Pouso v. City of New York

Judgment, Supreme Court, New York County (Norman Ryp, J.), entered November 26, 2002, after a jury verdict for plaintiffs in the principal amount of $2,722,889, which, to the extent appealed from as limited by the briefs, set aside so much of the verdict attributing 5% liability to defendant Spa Steel Products and dismissed the complaint as against that defendant, reapportioning the 5% liability equally between defendant C. Pavlou, Inc. and third-party defendant Hirani Contracting Corp., thus raising their respective liability to 49.5%; granted common-law indemnity to Pavlou as against Hirani; failed to award damages for future pain and suffering; and set aside and vacated a $60,000 award for future medical expenses, unanimously modified, on the law and the facts, to remand for a new trial (1) on the issue of apportionment, unless Pavlou and Hirani stipulate, within 20 days of service of a copy of this order with notice of entry, to an apportionment of liability of 70% to Hirani and 30% to Pavlou, and to entry of an amended judgment in accordance therewith, and (2) on the issue of damages for future pain and suffering, unless Pavlou and Hirani stipulate, within 20 days of service of a copy of this order with notice of entry, to an award for such damages in the amount of $250,000, and to entry of an *298amended judgment in accordance therewith, and otherwise affirmed, without costs.

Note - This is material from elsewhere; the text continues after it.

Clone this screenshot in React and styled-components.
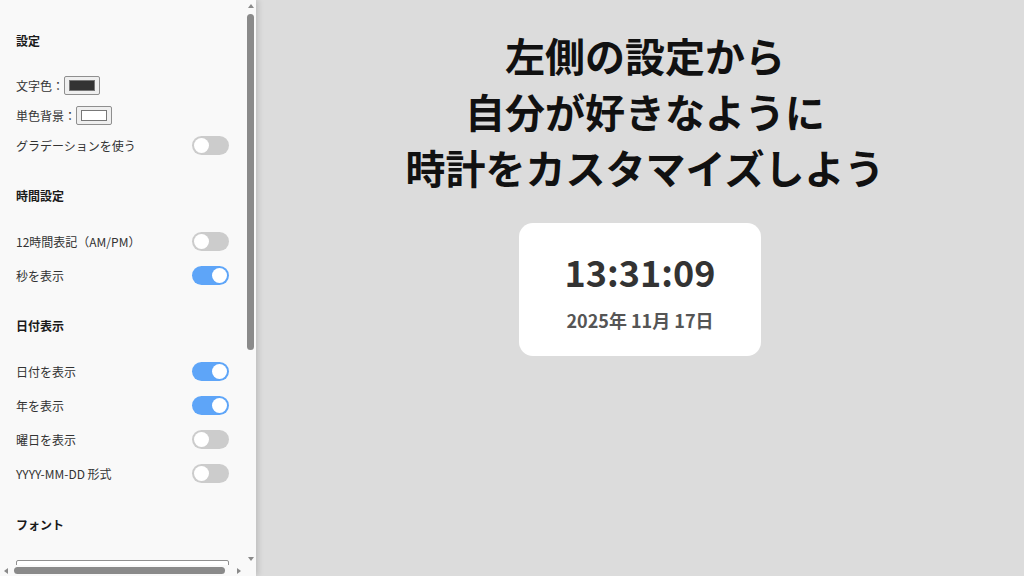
import React, { useState } from "react";
import styled, { createGlobalStyle } from "styled-components";

const FONT = `"Noto Sans CJK JP", "Noto Sans", sans-serif`;

const GlobalStyle = createGlobalStyle`
  html, body { margin: 0; padding: 0; height: 100%; }
  body { font-family: ${FONT}; color: #333; }
  #root { height: 100%; }
`;

const Layout = styled.div`
  display: flex;
  height: 100vh;
  overflow: hidden;
`;

/* sidebar = scroll area + drawn scrollbars (headless hides native ones) */
const Sidebar = styled.aside`
  width: 256px;
  flex-shrink: 0;
  height: 100vh;
  display: grid;
  grid-template-columns: 1fr 11px;
  grid-template-rows: 1fr 11px;
  background: #f9f9f9;
  box-shadow: 2px 0 6px rgba(0, 0, 0, 0.15);
  position: relative;
  z-index: 1;
`;

const ScrollArea = styled.div`
  overflow: auto;
  scrollbar-width: none;
  padding: 16px;
  min-height: 0;

  &::-webkit-scrollbar {
    display: none;
  }
`;

const VBar = styled.div`
  display: flex;
  flex-direction: column;
  align-items: center;
`;

const HBar = styled.div`
  display: flex;
  align-items: center;
`;

const Arrow = styled.span`
  flex-shrink: 0;
  width: ${(p) => (p.$dir === "up" || p.$dir === "down" ? "11px" : "12px")};
  height: ${(p) => (p.$dir === "up" || p.$dir === "down" ? "12px" : "11px")};
  display: flex;
  align-items: center;
  justify-content: center;

  &::before {
    content: "";
    width: 0;
    height: 0;
    border: 3.5px solid transparent;
    ${(p) =>
      ({
        up: "border-bottom: 4px solid #8a8a8a; border-top-width: 0;",
        down: "border-top: 4px solid #8a8a8a; border-bottom-width: 0;",
        left: "border-right: 4px solid #8a8a8a; border-left-width: 0;",
        right: "border-left: 4px solid #8a8a8a; border-right-width: 0;",
      })[p.$dir]}
  }
`;

const VTrack = styled.div`
  flex: 1;
  padding: 2px 0;
`;

const HTrack = styled.div`
  flex: 1;
  padding: 0 2px;
  display: flex;
  align-items: center;
`;

const Thumb = styled.div`
  background: #8a8a8a;
  border-radius: 4px;
  width: ${(p) => (p.$vertical ? "7px" : `${p.$size}px`)};
  height: ${(p) => (p.$vertical ? `${p.$size}px` : "7px")};
`;

const Section = styled.section`
  padding-bottom: 16px;
`;

const SectionTitle = styled.h3`
  margin: 15px 0 25px;
  font-size: 12px;
  line-height: 20px;
  font-weight: 700;
  color: #1a1a1a;
`;

const RowList = styled.div`
  display: flex;
  flex-direction: column;
  gap: ${(p) => p.$gap}px;
`;

const Row = styled.label`
  display: flex;
  align-items: center;
  justify-content: ${(p) => (p.$spread ? "space-between" : "flex-start")};
  height: ${(p) => p.$h || 20}px;
  font-size: 12px;
  color: #333;
  white-space: nowrap;
`;

const ColorInput = styled.input.attrs({ type: "color" })`
  width: 36px;
  height: 19px;
  padding: 1px 2px;
  margin: 0;
  border: 1px solid #8f8f8f;
  border-radius: 2px;
  background: #efefef;
  box-sizing: border-box;
  cursor: pointer;

  &::-webkit-color-swatch-wrapper {
    padding: 2px;
  }
  &::-webkit-color-swatch {
    border: 1px solid #777;
    border-radius: 0;
  }
`;

const Track = styled.button`
  position: relative;
  width: 37px;
  height: 19px;
  border: none;
  padding: 0;
  border-radius: 10px;
  background: ${(p) => (p.$on ? "#5ea5f8" : "#cccccc")};
  cursor: pointer;
  flex-shrink: 0;

  &::after {
    content: "";
    position: absolute;
    top: 2px;
    left: ${(p) => (p.$on ? "20px" : "2px")};
    width: 15px;
    height: 15px;
    border-radius: 50%;
    background: #fff;
    transition: left 0.2s;
  }
`;

const Select = styled.select`
  display: block;
  width: 100%;
  height: 30px;
  box-sizing: border-box;
  border: 1px solid #8f8f8f;
  border-radius: 2px;
  background: #fff;
  font-family: ${FONT};
  font-size: 12px;
  padding: 0 6px;
  color: #333;
`;

const Range = styled.input.attrs({ type: "range" })`
  width: 110px;
  margin: 0;
  accent-color: #5ea5f8;
`;

const Swatches = styled.div`
  display: grid;
  grid-template-columns: repeat(8, 1fr);
  gap: 4px;
  width: 224px;
`;

const Swatch = styled.span`
  height: 20px;
  border-radius: 3px;
  border: 1px solid #bbb;
  background: ${(p) => p.$c};
`;

const Main = styled.main`
  flex: 1;
  background: #dcdcdc;
  display: flex;
  flex-direction: column;
  align-items: center;
  padding-top: 27px;
`;

const Heading = styled.h1`
  margin: 0;
  padding-left: 10px;
  font-size: 40px;
  line-height: 56px;
  font-weight: 700;
  color: #111;
  text-align: center;
`;

const ClockCard = styled.div`
  margin-top: 28px;
  background: #fff;
  border-radius: 14px;
  padding: 24px 46px 22px;
  display: flex;
  flex-direction: column;
  align-items: center;
`;

const Time = styled.div`
  font-size: 36px;
  line-height: 48px;
  font-weight: 700;
  color: #333;
  margin-bottom: 12px;
`;

const DateText = styled.div`
  font-size: 18px;
  line-height: 27px;
  font-weight: 700;
  color: #555;
`;

const Toggle = ({ on, onClick }) => (
  <Track type="button" $on={on} onClick={onClick} aria-pressed={on} />
);

export default function App() {
  const [flags, setFlags] = useState({
    gradient: false,
    h12: false,
    seconds: true,
    date: true,
    year: true,
    weekday: false,
    iso: false,
    shadow: false,
    round: true,
  });
  const flip = (k) => () => setFlags((f) => ({ ...f, [k]: !f[k] }));

  const toggleRow = (label, k) => (
    <Row $spread key={k}>
      {label}
      <Toggle on={flags[k]} onClick={flip(k)} />
    </Row>
  );

  return (
    <>
      <GlobalStyle />
      <Layout>
        <Sidebar>
          <ScrollArea>
            <Section>
              <SectionTitle>設定</SectionTitle>
              <RowList $gap={10.5}>
                <Row $h={19}>
                  文字色：
                  <ColorInput defaultValue="#333333" />
                </Row>
                <Row $h={19}>
                  単色背景：
                  <ColorInput defaultValue="#ffffff" />
                </Row>
                {toggleRow("グラデーションを使う", "gradient")}
              </RowList>
            </Section>

            <Section>
              <SectionTitle>時間設定</SectionTitle>
              <RowList $gap={14}>
                {toggleRow("12時間表記（AM/PM）", "h12")}
                {toggleRow("秒を表示", "seconds")}
              </RowList>
            </Section>

            <Section>
              <SectionTitle>日付表示</SectionTitle>
              <RowList $gap={14.3}>
                {toggleRow("日付を表示", "date")}
                {toggleRow("年を表示", "year")}
                {toggleRow("曜日を表示", "weekday")}
                {toggleRow("YYYY-MM-DD 形式", "iso")}
              </RowList>
            </Section>

            <Section>
              <SectionTitle>フォント</SectionTitle>
              <Select defaultValue="noto">
                <option value="noto">Noto Sans JP</option>
                <option value="serif">明朝体</option>
                <option value="mono">等幅</option>
              </Select>
            </Section>

            <Section>
              <SectionTitle>文字サイズ</SectionTitle>
              <RowList $gap={14}>
                <Row $spread>
                  時刻
                  <Range min="20" max="80" defaultValue="40" />
                </Row>
                <Row $spread>
                  日付
                  <Range min="10" max="40" defaultValue="18" />
                </Row>
                <Swatches>
                  {["#333333", "#ffffff", "#5ea5f8", "#f87171", "#34d399", "#fbbf24", "#a78bfa", "#f472b6"].map((c) => (
                    <Swatch key={c} $c={c} />
                  ))}
                </Swatches>
              </RowList>
            </Section>

            <Section>
              <SectionTitle>その他</SectionTitle>
              <RowList $gap={14}>
                {toggleRow("影をつける", "shadow")}
                {toggleRow("角を丸くする", "round")}
              </RowList>
            </Section>
          </ScrollArea>

          <VBar>
            <Arrow $dir="up" />
            <VTrack>
              <Thumb $vertical $size={336} />
            </VTrack>
            <Arrow $dir="down" />
          </VBar>

          <HBar>
            <Arrow $dir="left" />
            <HTrack>
              <Thumb $size={211} />
            </HTrack>
            <Arrow $dir="right" />
          </HBar>
        </Sidebar>

        <Main>
          <Heading>
            左側の設定から
            <br />
            自分が好きなように
            <br />
            時計をカスタマイズしよう
          </Heading>
          <ClockCard>
            <Time>13:31:09</Time>
            <DateText>2025年 11月 17日</DateText>
          </ClockCard>
        </Main>
      </Layout>
    </>
  );
}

The injured plaintiff, an employee of subcontractor Hirani, suffered a crushed ankle and foot when a delivery of steel rebars, weighing 2,000 to 3,000 pounds, fell on him from Spa’s flatbed delivery truck. Upon arrival at the construction site, Spa’s driver was directed by Hirani’s foreman on where and how to park the truck. That part of the verdict attributing 5% negligence to Spa was properly set aside in view of the fact that Spa’s employee neither participated in nor suggested the method for unloading the rebars (see Curley v Gateway Communications, 250 AD2d 888, 892 [1998]). The fact that the truck was not equipped with mechanical means of unloading the rebars was not a proximate cause of plaintiff’s accident but merely furnished the condition or occasion therefor (cf. O’Malley v USA Waste of N.Y., 283 AD2d 409 [2001]).

That part of the verdict attributing 1% negligence to plaintiff must be set aside as unsupported by sufficient evidence (see Cohen v Hallmark Cards, 45 NY2d 493, 499 [1978]).

The jury’s apportionment of liability equally between Hirani and Pavlou cannot be sustained under any fair interpretation of the evidence (see Nares v M & W Waterproofing, 5 AD3d 155, 156-157 [2004]). General contractor Pavlou was responsible for job-site safety, it selected the site of delivery of the rebars and it failed to provide the machinery to unload the rebars safely despite its principal’s expressed awareness that manual unloading was dangerous. However, Hirani was the more responsible party in that it instructed its employees in how to unload the rebars. Thus, while the jury’s finding that Pavlou was guilty of some negligence is supportable (see Cohen, supra at 498; Gulotta v Bechtel Corp., 245 AD2d 75 [1997]), its apportionment of liability equally with Hirani is not, and we modify accordingly (see Nares, supra).

The jury’s failure to award damages for future pain and suffering was insupportable, in light of the evidence. The injuries were serious, leading, inter alia, to amputation of a big toe. This plaintiff continues to experience pain and requires the use of a cane for walking (see Po Yee So v Wing Tat Realty, 259 AD2d 373 [1999]). However, the award of $60,000 for future medical expenses was properly set aside as speculative and unproven with reasonable certainty. Concur—Andrias, J.P., Ellerin, Lerner and Gonzalez, JJ.